OpenJurist

269 F2d 906 Ward v. State of California

269 F.2d 906

Cecil Herman WARD, Appellant,
v.
STATE OF CALIFORNIA, Respondent.

Misc. No. 862.

United States Court of Appeals Ninth Circuit.

June 25, 1959.

J. Richard Thomas, Robert A. Farrell, Bakersfield, Cal., for appellant.

Stanley Mosk, Atty. Gen. of California, William E. James, Deputy Atty. Gen., for appellee.

POPE, Circuit Judge.

1

This is an application for a certificate of probable cause which is sought by the petitioner in order to permit his attempted appeal to the Court of Appeals from an order of the district court denying his petition for a writ of habeas corpus.

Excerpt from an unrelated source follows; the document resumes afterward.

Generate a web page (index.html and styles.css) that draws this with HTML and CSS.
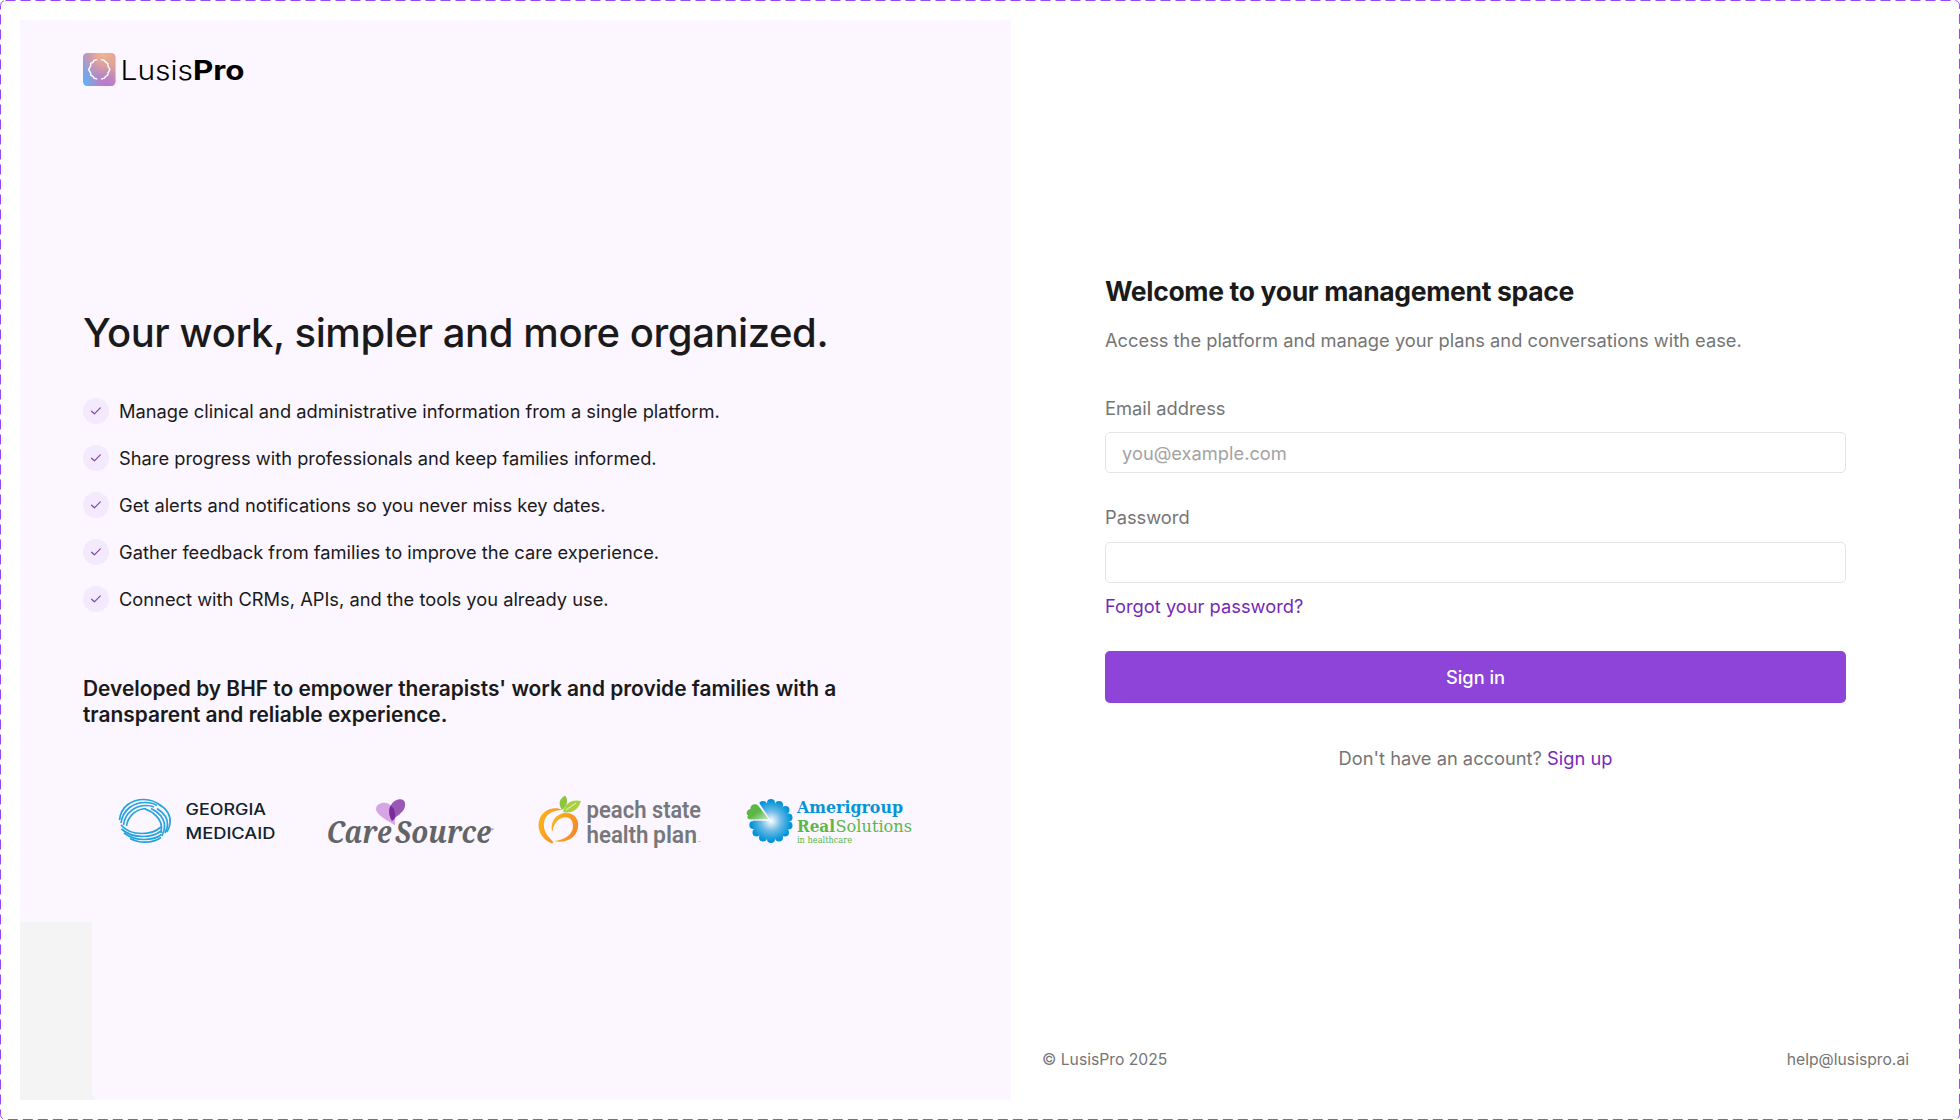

Title 28 U.S.C.A. § 2253.

2

Petitioner was found guilty of murder in the first degree in a Superior Court of the State of California and is presently under sentence of death. His offense was committed a short time prior to the enactment of § 190.1 of the California Penal Code which provided a new procedure for determining the punishment to be imposed upon a person found guilty of an offence punishable by death or imprisonment for life. He asserts that the State, in trying him and fixing the death penalty for his offence, pursuant to the new statute, has enforced a law which is ex post facto as to him contrary to the provisions of Article I, § 10 of the Constitution of the United States. He also contends that in the manner in which he was tried and evidence was received or rejected he was denied due process of law contrary to the Fourteenth Amendment.

3

These contentions on the part of petitioner are fully considered and dealt with in the opinion of the Supreme Court of the State of California, People v. Ward, 50 Cal.2d 702, 328 P.2d 777, 778, and in the opinion of Judge Goodman contained in his order denying the writ of habeas corpus.

4

While it is true that § 190.1 permits the introduction of evidence "of the defendant's background and history, and of any facts in aggravation or mitigation of the penalty", — evidence which would not have been admissible at a trial under the law as it existed at the time of the history of the offence, yet it seems to me too plain to permit argument that a statute admitting evidence not previously receivable is not an ex post facto law for reasons stated in Thompson v. State of Missouri, 171 U.S. 380, 18 S.Ct. 922, 43 L.Ed. 204, and Hopt v. People of Territory of Utah, 110 U.S. 574, 4 S.Ct. 202, 28 L.Ed. 262.

5

It is to be noted here that the new type of evidence allowed was not evidence received at the trial where his guilt or innocence was determined. It was received only at a stage of the proceedings where the sentence or penalty was to be determined after the verdict of guilty of the crime charged had been returned.

6

The fact just mentioned disposes of the contention that the manner in which evidence was received at this subsequent hearing and the type of evidence there elicited operated as a denial of due process of law. It seems plain that the new procedure established by § 190.1 is merely a part of the State's sentencing procedure as that term is used in Williams v. People of State of New York, 337 U.S. 241, 69 S.Ct. 1079, 1083, 93 L. Ed. 1337.

7

The complaint here is about the receipt during this hearing of evidence of specific acts of misconduct committed by the petitioner in prior years, and evidence tending to show him to have been a juvenile delinquent and a person frequently in trouble with the law. But Williams v. People of State of New York, supra, pointed out the sharp distinction between rules governing trial of guilt or innocence on the one hand, and sentencing procedures on the other, and noted the "sound practical reasons" for the distinction. In that case the Supreme Court held that it was not a denial of due process for the sentencing judge, who had to determine whether the penalty should be death or life imprisonment, to use information contained in reports of probation officers which referred to many prior offenses on the part of the accused.

8

If New York could validly make such matters available to the sentencing judge it would appear to be no denial of due process for California to permit such matters to be made available to a sentencing jury.

9

For the reasons stated in the decision of the Supreme Court of California and in the opinion of Judge Goodman, I am unable to find any basis for a certificate of probable cause, and the application therefor and for a stay of execution is denied.